-- What you are asked to do --
Search the material for the word "that" and report each line where it turns up.

══════════════════════════════

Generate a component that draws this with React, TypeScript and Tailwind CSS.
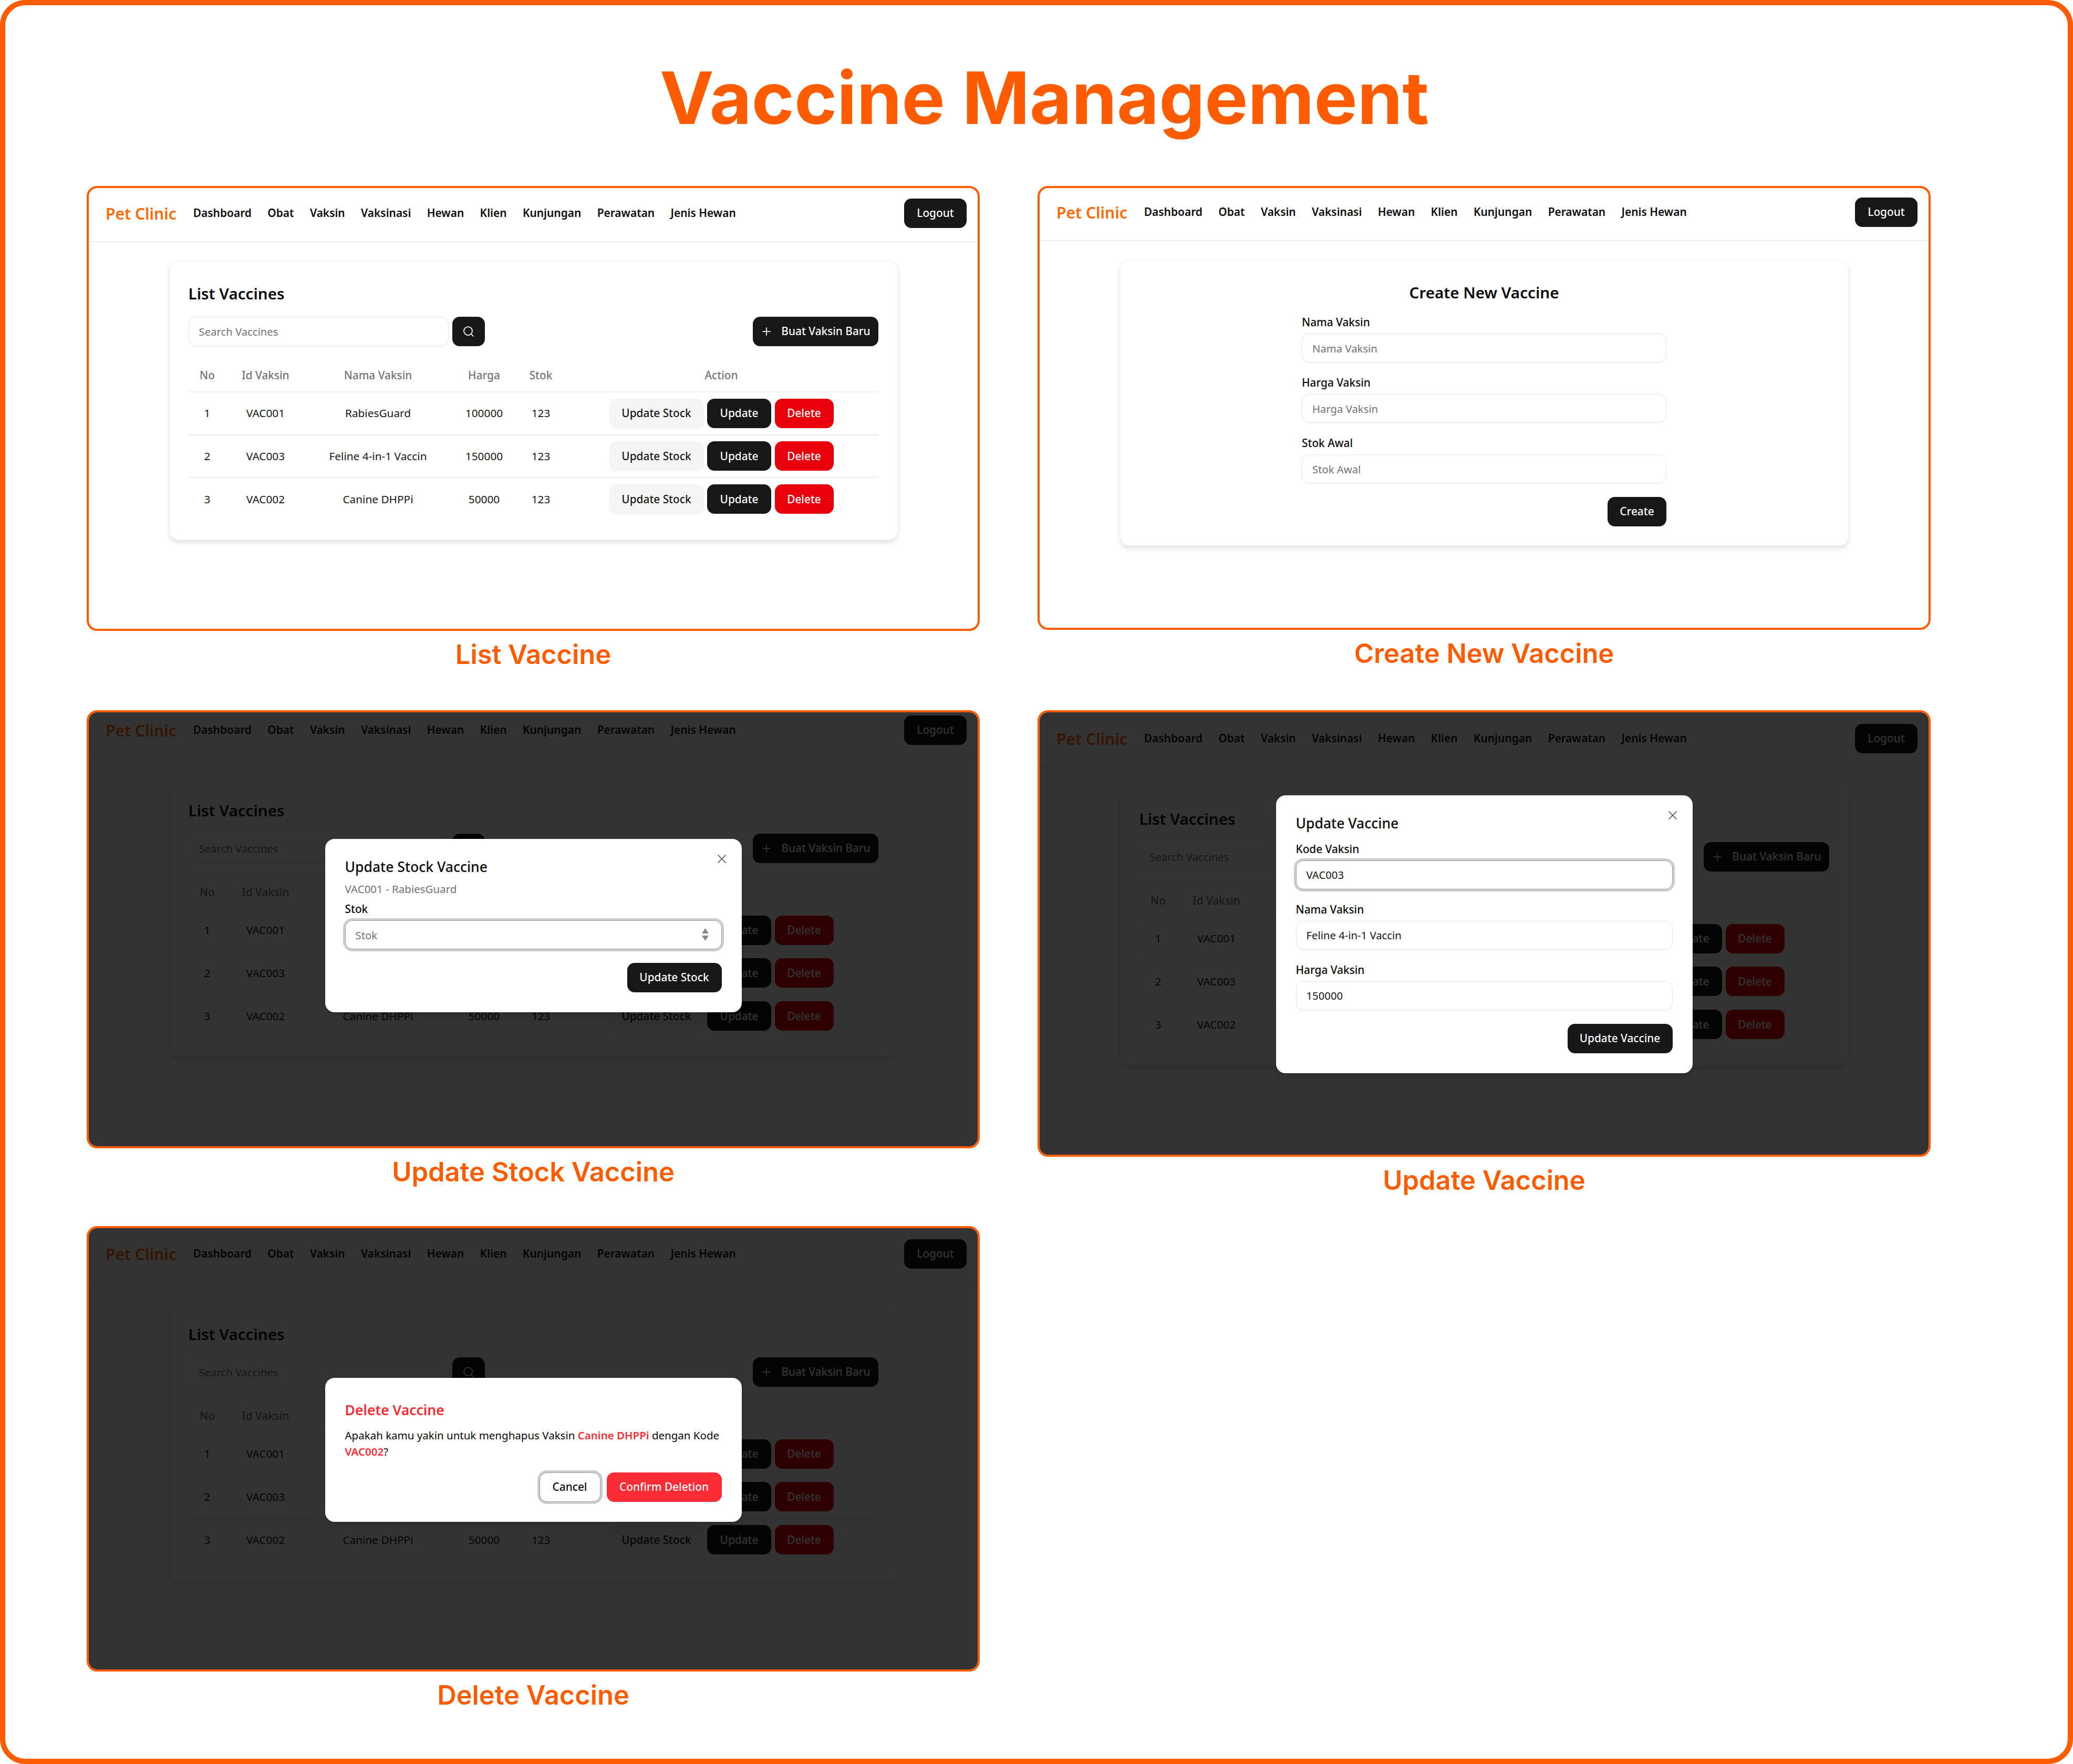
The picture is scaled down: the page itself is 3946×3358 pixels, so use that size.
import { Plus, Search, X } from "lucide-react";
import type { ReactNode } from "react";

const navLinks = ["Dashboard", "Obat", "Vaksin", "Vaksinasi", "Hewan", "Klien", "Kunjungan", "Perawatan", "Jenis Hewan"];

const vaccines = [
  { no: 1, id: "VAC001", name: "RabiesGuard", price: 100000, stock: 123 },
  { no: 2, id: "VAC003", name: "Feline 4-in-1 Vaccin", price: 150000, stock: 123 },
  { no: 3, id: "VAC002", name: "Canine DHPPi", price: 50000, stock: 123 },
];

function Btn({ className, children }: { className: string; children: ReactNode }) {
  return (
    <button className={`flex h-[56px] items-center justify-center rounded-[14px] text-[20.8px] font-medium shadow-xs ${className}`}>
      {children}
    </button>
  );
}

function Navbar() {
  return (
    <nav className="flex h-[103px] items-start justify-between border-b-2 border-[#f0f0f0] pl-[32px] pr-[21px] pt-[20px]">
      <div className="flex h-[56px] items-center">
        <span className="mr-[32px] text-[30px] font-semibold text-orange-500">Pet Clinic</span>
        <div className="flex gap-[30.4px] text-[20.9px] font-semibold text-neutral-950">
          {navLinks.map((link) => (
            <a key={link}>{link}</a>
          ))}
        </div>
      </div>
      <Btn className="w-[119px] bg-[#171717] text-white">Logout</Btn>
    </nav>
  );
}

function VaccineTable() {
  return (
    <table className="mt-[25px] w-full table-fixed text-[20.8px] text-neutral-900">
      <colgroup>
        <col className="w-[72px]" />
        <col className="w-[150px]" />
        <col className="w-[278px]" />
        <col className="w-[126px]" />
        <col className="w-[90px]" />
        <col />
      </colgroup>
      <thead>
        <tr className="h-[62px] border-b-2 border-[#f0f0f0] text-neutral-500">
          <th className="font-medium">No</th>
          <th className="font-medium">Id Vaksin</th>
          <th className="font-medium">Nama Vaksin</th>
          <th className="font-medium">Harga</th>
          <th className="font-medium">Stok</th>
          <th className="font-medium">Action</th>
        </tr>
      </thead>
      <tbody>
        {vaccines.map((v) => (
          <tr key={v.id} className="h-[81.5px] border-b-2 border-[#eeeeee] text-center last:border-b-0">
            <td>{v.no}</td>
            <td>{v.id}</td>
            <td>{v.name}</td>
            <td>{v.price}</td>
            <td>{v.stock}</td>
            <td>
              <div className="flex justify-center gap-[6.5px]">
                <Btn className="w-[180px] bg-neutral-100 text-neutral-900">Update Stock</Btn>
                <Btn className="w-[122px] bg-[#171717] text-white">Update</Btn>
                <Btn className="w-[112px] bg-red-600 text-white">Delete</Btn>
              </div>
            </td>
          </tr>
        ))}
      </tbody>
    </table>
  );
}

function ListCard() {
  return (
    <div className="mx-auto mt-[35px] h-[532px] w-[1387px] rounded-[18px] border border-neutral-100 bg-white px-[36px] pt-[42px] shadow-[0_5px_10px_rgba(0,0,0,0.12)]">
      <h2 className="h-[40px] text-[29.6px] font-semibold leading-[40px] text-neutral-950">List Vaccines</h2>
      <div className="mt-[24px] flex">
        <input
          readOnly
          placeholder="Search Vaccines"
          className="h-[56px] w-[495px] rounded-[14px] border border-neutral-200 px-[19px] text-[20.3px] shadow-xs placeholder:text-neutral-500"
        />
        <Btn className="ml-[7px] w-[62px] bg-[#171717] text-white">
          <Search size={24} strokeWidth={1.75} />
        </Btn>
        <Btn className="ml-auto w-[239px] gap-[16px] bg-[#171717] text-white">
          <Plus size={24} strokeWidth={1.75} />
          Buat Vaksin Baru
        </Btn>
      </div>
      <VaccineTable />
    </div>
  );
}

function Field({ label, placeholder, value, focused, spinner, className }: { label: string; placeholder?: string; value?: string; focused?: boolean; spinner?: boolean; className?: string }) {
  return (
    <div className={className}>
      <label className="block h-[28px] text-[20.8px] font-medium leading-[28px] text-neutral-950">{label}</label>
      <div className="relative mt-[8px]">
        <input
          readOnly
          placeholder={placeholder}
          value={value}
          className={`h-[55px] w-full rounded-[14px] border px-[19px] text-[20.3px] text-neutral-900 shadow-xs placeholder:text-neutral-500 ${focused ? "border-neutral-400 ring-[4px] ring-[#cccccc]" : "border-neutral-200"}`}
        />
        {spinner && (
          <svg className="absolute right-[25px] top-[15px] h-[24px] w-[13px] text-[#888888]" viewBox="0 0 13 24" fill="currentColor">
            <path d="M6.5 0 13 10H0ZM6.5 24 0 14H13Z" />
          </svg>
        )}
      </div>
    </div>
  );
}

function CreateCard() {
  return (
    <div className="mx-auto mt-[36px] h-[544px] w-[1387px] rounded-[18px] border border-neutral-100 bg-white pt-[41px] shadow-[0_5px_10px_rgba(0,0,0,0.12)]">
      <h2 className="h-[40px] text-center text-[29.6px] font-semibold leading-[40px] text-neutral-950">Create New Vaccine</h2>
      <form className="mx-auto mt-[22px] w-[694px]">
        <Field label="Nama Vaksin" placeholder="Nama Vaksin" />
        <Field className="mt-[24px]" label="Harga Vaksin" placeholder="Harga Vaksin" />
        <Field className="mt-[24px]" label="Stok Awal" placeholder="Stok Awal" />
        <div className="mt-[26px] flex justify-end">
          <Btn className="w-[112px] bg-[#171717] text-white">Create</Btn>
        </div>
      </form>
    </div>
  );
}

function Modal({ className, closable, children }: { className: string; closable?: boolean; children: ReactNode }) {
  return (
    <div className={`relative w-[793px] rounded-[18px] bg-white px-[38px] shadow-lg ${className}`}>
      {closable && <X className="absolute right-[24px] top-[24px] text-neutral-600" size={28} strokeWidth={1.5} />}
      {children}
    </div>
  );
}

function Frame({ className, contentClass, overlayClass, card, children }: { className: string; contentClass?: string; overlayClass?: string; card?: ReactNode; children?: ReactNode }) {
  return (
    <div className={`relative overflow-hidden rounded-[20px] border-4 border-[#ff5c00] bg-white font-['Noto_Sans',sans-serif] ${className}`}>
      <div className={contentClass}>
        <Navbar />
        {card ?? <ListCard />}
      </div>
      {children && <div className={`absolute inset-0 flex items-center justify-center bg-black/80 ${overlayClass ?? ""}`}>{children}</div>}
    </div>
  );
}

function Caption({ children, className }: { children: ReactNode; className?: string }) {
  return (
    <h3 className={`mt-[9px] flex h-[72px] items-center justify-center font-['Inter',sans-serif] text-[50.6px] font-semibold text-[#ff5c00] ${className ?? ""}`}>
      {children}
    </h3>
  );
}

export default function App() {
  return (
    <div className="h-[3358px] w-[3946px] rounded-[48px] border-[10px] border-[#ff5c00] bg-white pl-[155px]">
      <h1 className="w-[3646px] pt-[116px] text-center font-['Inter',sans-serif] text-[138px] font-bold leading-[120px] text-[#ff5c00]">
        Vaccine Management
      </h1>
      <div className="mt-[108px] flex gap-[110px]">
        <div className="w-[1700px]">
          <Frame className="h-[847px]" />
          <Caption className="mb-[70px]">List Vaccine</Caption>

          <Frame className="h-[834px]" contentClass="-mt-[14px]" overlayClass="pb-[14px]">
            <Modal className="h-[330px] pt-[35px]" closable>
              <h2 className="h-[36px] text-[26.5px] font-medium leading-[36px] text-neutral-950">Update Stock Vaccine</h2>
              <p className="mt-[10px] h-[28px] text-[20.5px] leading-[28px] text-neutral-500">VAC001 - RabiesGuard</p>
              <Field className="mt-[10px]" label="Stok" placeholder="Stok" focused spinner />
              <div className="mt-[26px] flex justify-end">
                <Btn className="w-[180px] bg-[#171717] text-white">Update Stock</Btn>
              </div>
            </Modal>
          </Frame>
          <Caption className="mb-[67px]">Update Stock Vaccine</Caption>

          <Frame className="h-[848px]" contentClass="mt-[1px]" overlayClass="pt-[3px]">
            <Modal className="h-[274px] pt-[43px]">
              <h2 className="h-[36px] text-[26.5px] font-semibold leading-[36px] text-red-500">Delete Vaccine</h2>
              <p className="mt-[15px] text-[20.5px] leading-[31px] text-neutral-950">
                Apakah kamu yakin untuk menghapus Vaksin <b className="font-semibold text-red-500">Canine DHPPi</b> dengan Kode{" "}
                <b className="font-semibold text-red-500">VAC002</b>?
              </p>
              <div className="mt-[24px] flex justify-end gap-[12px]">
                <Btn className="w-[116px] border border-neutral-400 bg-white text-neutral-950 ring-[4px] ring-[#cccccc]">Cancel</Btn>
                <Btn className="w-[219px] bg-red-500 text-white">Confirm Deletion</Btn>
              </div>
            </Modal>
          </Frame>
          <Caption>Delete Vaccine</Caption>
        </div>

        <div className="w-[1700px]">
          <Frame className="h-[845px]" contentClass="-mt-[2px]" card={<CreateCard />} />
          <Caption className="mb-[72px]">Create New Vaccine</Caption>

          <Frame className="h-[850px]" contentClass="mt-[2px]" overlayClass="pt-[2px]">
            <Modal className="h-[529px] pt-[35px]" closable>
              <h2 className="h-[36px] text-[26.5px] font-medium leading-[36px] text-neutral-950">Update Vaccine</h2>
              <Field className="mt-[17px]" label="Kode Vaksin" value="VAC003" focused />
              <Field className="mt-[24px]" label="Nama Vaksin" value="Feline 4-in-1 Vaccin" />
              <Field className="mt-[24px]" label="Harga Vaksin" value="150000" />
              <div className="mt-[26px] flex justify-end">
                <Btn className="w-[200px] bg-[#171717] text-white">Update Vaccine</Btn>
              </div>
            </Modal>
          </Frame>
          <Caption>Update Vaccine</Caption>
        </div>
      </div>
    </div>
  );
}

══════════════════════════════

-- Finished exercise --
Generate a component that draws this with React, TypeScript and Tailwind CSS.
The picture is scaled down: the page itself is 3946×3358 pixels, so use that size.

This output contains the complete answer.